如何控制D3树中的链接？

Question

我正在修改一个开源库angular-d3-tree 我很难获得到D3树中节点的链接。这是我的树的样子：

我希望链接从矩形后面的中心开始，而不是矩形的左上方。我认为这是由angular-d3-tree中定义的此方法控制的：

  // Creates a curved (diagonal) path from parent to the child nodes
  diagonalCurvedPath(s, d) {
    console.log('diagonalCurvedPath() called s and d are:');
    console.log(s);
    console.log(d);
    const path = `M ${s.y} ${s.x}
            C ${(s.y + d.y) / 2} ${s.x},
              ${(s.y + d.y) / 2} ${d.x},
              ${d.y} ${d.x}`

    return path
  }

diagonalCurvedPath用于此例程：

  setLinks( source: any, treeData: any){
    let links = treeData.descendants().slice(1);
    var link = this.svg.selectAll('path.link')
        .data(links, function(d) { return d.id; });

    // Enter any new links at the parent's previous position.
    var linkEnter = link.enter().insert('path', "g")
        .attr("class", "link")
        .attr('d', (d)=>{
          var o = {x: source.x0, y: source.y0}
          return this.diagonalCurvedPath(o, o)
        });

    var linkUpdate = linkEnter.merge(link);

    linkUpdate.transition()
        .duration(this.duration)
        .attr('d', (d)=>{return this.diagonalCurvedPath(d, d.parent)});

    var linkExit = link.exit().transition()
        .duration(this.duration)
        .attr('d', (d) => {
          var o = {x: source.x, y: source.y}
          return this.diagonalCurvedPath(o, o)
        })
        .remove();
  }

我尝试对diagonalCurvedPath进行更改，但结果却不理想。我不明白...

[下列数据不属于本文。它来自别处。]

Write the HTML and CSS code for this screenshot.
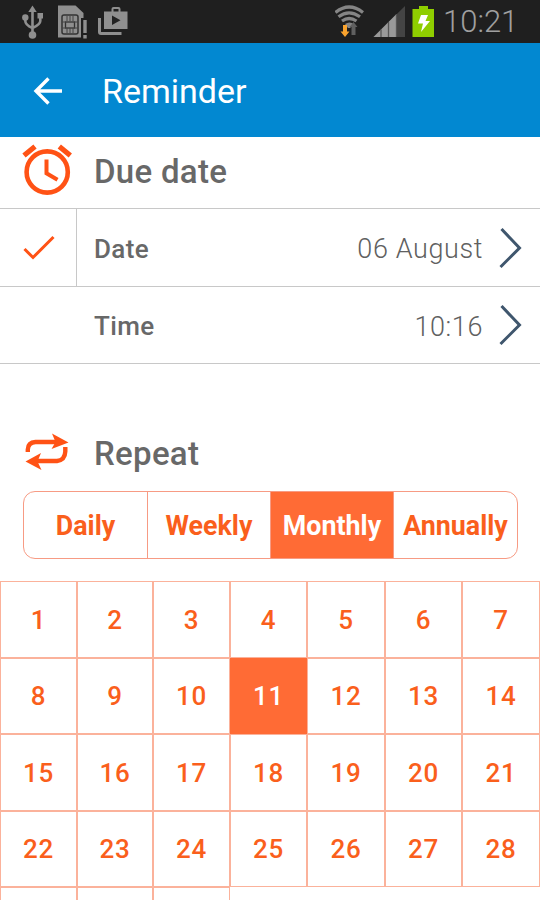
FILE: index.html
```
<!DOCTYPE html>
<html lang="en">
<head>
    <meta charset="utf-8">
    <title>Reminder</title>
    <link rel="stylesheet" href="styles.css">
</head>
<body>
    <div class="status-bar">
        <svg class="status-icons" width="130" height="42" viewBox="0 0 130 42" fill="#8f8f8f">
            <!-- usb -->
            <path d="M32.500 5.500l4.200 6.500h-8.400z"/>
            <circle cx="32.500" cy="35" r="3.800"/>
            <circle cx="25.300" cy="17.500" r="3.200"/>
            <rect x="37.500" y="13" width="5.500" height="5.500"/>
            <path d="M32.500 11v22M25.300 18v3q0 4 7.200 7M40.300 17v4q0 3.500-7.800 7" fill="none" stroke="#8f8f8f" stroke-width="2.600"/>
            <!-- sim card -->
            <path d="M58 5.500h17.500l8 7.500v5h-2.500v19.500H58z"/>
            <rect x="62" y="15" width="16" height="19" rx="2" fill="none" stroke="#333" stroke-width="1.500"/>
            <rect x="65.500" y="22" width="9" height="6" fill="none" stroke="#333" stroke-width="1.300"/>
            <path d="M67 16v5M70 16v5M73 16v5M67 28v5M70 28v5M73 28v5M62 22h4M74 22h4M62 28h4M74 28h4" stroke="#444"/>
            <path d="M83.300 20h3.400v13h-3.400zM83.300 35h3.400v3.500h-3.400z"/>
            <!-- store bag -->
            <path d="M104 11.500h7.500V9q0-2 2-2h5q2 0 2 2v2.500h7V29H104zM113.500 11.500h5V9h-5z" fill-rule="evenodd"/>
            <path d="M112 15.500l8.500 4.800-8.500 4.700z" fill="#222"/>
            <path d="M98 18h3v14h20.500v3H101q-3 0-3-3z"/>
        </svg>
        <svg class="status-icons" width="105" height="42" viewBox="335 0 105 42">
            <!-- wifi with traffic arrows -->
            <g fill="none" stroke="#858585" stroke-width="3.200">
                <path d="M335.500 12.500q13.500-11 27.500 0M338.500 16.800q10.500-8 21.500 0M342 21q7-5 14.500 0"/>
            </g>
            <path d="M345 24q4.500-3 9 0L350 28h-2z" fill="#858585"/>
            <path d="M353.500 22l4 5h-2v8h-4v-8h-2z" fill="#606060"/>
            <path d="M343 25h4v6.500h2.500L345 37l-4.500-5.500h2.500z" fill="#f9a32e"/>
            <!-- signal -->
            <path d="M373.500 37L405 6v31z" fill="#444"/>
            <path d="M373.500 37L396 14.500V37z" fill="#999"/>
            <path d="M381 29.500v7.500M388.500 22v15M396.500 14v23" stroke="#555" stroke-width="1.300"/>
            <!-- battery -->
            <path d="M419 6h9v3h6v28h-21.500V9h6.500z" fill="#8fce00"/>
            <path d="M421 15h7l-2.500 6H430l-9 11 2-8.500h-5z" fill="#fff"/>
        </svg>
        <span class="clock">10:21</span>
    </div>

    <div class="app-bar">
        <svg width="30" height="28" viewBox="0 0 30 28" fill="none" stroke="#fff" stroke-width="3.400">
            <path d="M15.500 1.500L3 14l12.500 12.500M3 14h26"/>
        </svg>
        <h1>Reminder</h1>
    </div>

    <div class="section-title due">
        <svg width="50" height="52" viewBox="0 0 50 52" fill="none" stroke="#ff5215">
            <circle cx="25.200" cy="28" r="20.600" stroke-width="4.600"/>
            <path d="M24.500 15.500v13.800L35.500 35.700" stroke-width="4"/>
            <path d="M2 11.500L13 2.500M37.300 2.500l11 9" stroke-width="5.200"/>
        </svg>
        <h2>Due date</h2>
    </div>

    <div class="row">
        <div class="check">
            <svg width="32" height="26" viewBox="0 0 32 26" fill="none" stroke="#ff5215" stroke-width="3">
                <path d="M1.500 14L10 22.500 30.500 2"/>
            </svg>
        </div>
        <span class="label">Date</span>
        <span class="value">06 August</span>
        <svg class="chevron" width="24" height="42" viewBox="0 0 24 42" fill="none" stroke="#3f566d" stroke-width="3">
            <path d="M2.500 2l18 19L1.500 40"/>
        </svg>
    </div>
    <div class="row">
        <div class="check empty"></div>
        <span class="label">Time</span>
        <span class="value">10:16</span>
        <svg class="chevron" width="24" height="42" viewBox="0 0 24 42" fill="none" stroke="#3f566d" stroke-width="3">
            <path d="M2.500 2l18 19L1.500 40"/>
        </svg>
    </div>

    <div class="section-title repeat">
        <svg width="50" height="38" viewBox="0 0 50 38" fill="#ff5215">
            <path d="M5.800 19v-2.500Q6 9.500 13.500 9H36M43.300 14v4.500Q43 27 35 28H13" fill="none" stroke="#ff5215" stroke-width="4.400"/>
            <path d="M30 .5L46.500 9.500 29.500 16l4-7zM19 20L3.500 28.500 19.500 37l-4-8.500z"/>
        </svg>
        <h2>Repeat</h2>
    </div>

    <div class="tabs">
        <div class="tab">Daily</div>
        <div class="tab">Weekly</div>
        <div class="tab active">Monthly</div>
        <div class="tab">Annually</div>
    </div>

    <div class="days">
        <div class="day">1</div>
        <div class="day">2</div>
        <div class="day">3</div>
        <div class="day">4</div>
        <div class="day">5</div>
        <div class="day">6</div>
        <div class="day">7</div>
        <div class="day">8</div>
        <div class="day">9</div>
        <div class="day">10</div>
        <div class="day active">11</div>
        <div class="day">12</div>
        <div class="day">13</div>
        <div class="day">14</div>
        <div class="day">15</div>
        <div class="day">16</div>
        <div class="day">17</div>
        <div class="day">18</div>
        <div class="day">19</div>
        <div class="day">20</div>
        <div class="day">21</div>
        <div class="day">22</div>
        <div class="day">23</div>
        <div class="day">24</div>
        <div class="day">25</div>
        <div class="day">26</div>
        <div class="day">27</div>
        <div class="day">28</div>
        <div class="day cut"></div>
        <div class="day cut"></div>
        <div class="day cut"></div>
    </div>
</body>
</html>
```
FILE: styles.css
```
* {
    box-sizing: border-box;
}

body {
    margin: 0;
    height: 900px;
    overflow: hidden;
    background-color: #fff;
    color: #686868;
    font-family: Roboto, sans-serif;
}

svg {
    display: block;
    flex-shrink: 0;
}

.status-bar {
    display: flex;
    justify-content: space-between;
    height: 43px;
    background-color: #1f1f1f;
}

.status-icons + .status-icons {
    margin-left: auto;
}

.clock {
    width: 100px;
    padding-left: 3px;
    color: #a0a0a0;
    font-size: 31px;
    font-weight: 300;
    line-height: 43px;
}

.app-bar {
    display: flex;
    align-items: center;
    height: 94px;
    padding: 2px 0 0 33px;
    background-color: #0288d1;
}

.app-bar h1 {
    margin: 0 0 0 39px;
    color: #fff;
    font-size: 34px;
    font-weight: 400;
}

.section-title {
    display: flex;
    align-items: center;
    padding-left: 22px;
}

.section-title h2 {
    margin: 0 0 0 22px;
    font-size: 33px;
    font-weight: 500;
    letter-spacing: 0.3px;
}

.due {
    height: 72px;
    padding-bottom: 6px;
    border-bottom: 1px solid #c8c8c8;
}

.due h2 {
    padding-top: 4px;
}

.row {
    display: flex;
    align-items: center;
    height: 78px;
    border-bottom: 1px solid #c8c8c8;
}

.row + .row {
    height: 77px;
}

.check {
    display: flex;
    align-items: center;
    width: 77px;
    height: 100%;
    padding-left: 23px;
    border-right: 1px solid #c8c8c8;
}

.check.empty {
    border-color: transparent;
}

.label {
    margin-left: 17px;
    padding-top: 2px;
    font-size: 26px;
    font-weight: 500;
    letter-spacing: 0.4px;
}

.value {
    margin-left: auto;
    padding-top: 3px;
    color: #606060;
    font-size: 27px;
    font-weight: 300;
    letter-spacing: 0.6px;
}

.chevron {
    margin: 0 17px 0 16px;
}

.repeat {
    height: 78px;
    margin-top: 50px;
}

.repeat svg {
    margin-bottom: 2px;
}

.tabs {
    display: grid;
    grid-template-columns: 124px 123px 123px 123px;
    width: 495px;
    height: 68px;
    margin: -1px 0 0 23px;
    border: 1px solid #f79b84;
    border-radius: 12px;
    overflow: hidden;
}

.tab {
    display: flex;
    align-items: center;
    justify-content: center;
    padding-top: 1px;
    border-right: 1px solid #f79b84;
    color: #fa5f1c;
    font-size: 26.8px;
    font-weight: 700;
}

.tab:last-child {
    border-right: none;
}

.tab.active {
    background-color: #ff6b35;
    color: #fff;
}

.days {
    display: grid;
    grid-template-columns: 77px 76px 77px 77px 78px 77px 78px;
    grid-template-rows: 77px 76px 77px 76px 13px;
    margin-top: 22px;
}

.day {
    display: flex;
    align-items: center;
    justify-content: center;
    border: 1px solid #fbb29b;
    color: #fa5f1c;
    font-size: 26px;
    font-weight: 500;
    letter-spacing: 0.6px;
}

.day.active {
    background-color: #ff6b35;
    border-color: #ff6b35;
    color: #fff;
}

/* last row continues below the screen */
.day.cut {
    border-bottom: none;
}
```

const path = `M ${s.y} ${s.x}
        C ${(s.y + d.y) / 2} ${s.x},
          ${(s.y + d.y) / 2} ${d.x},
          ${d.y} ${d.x}`

...意味着。 M是什么，C是什么？请帮忙，因为我只是抓着稻草，什么都没走:(

Answer 1

好，我知道了。通过阅读以下内容：https://www.dashingd3js.com/svg-paths-and-d3js  我现在正在使用此代码设置path。

/*
M ( m ) x, y    moveto

Move the pen to a new location. No line is drawn. All path data must begin with a 'moveto' command.

Cubic Bezier Curve Commands
     C ( c )    x1 y1 x2 y2 x y

     Draw a cubic Bézier curve from the current point to the point (x,y)
     using (x1,y1) as the control point at the beginning of the curve and
     (x2,y2) as the control point at the end of the curve.
 */
const path = `M ${s.y} ${s.x + this.rect_height/2}
              C ${(s.y + d.y + this.rect_width) / 2}  ${s.x + this.rect_height/2}
                ${(s.y + d.y + this.rect_width) / 2}  ${d.x + this.rect_height/2}
                ${d.y + this.rect_width} ${d.x + this.rect_height/2}`

其中rect_width和rect_height是我要绘制的矩形节点的宽度和高度。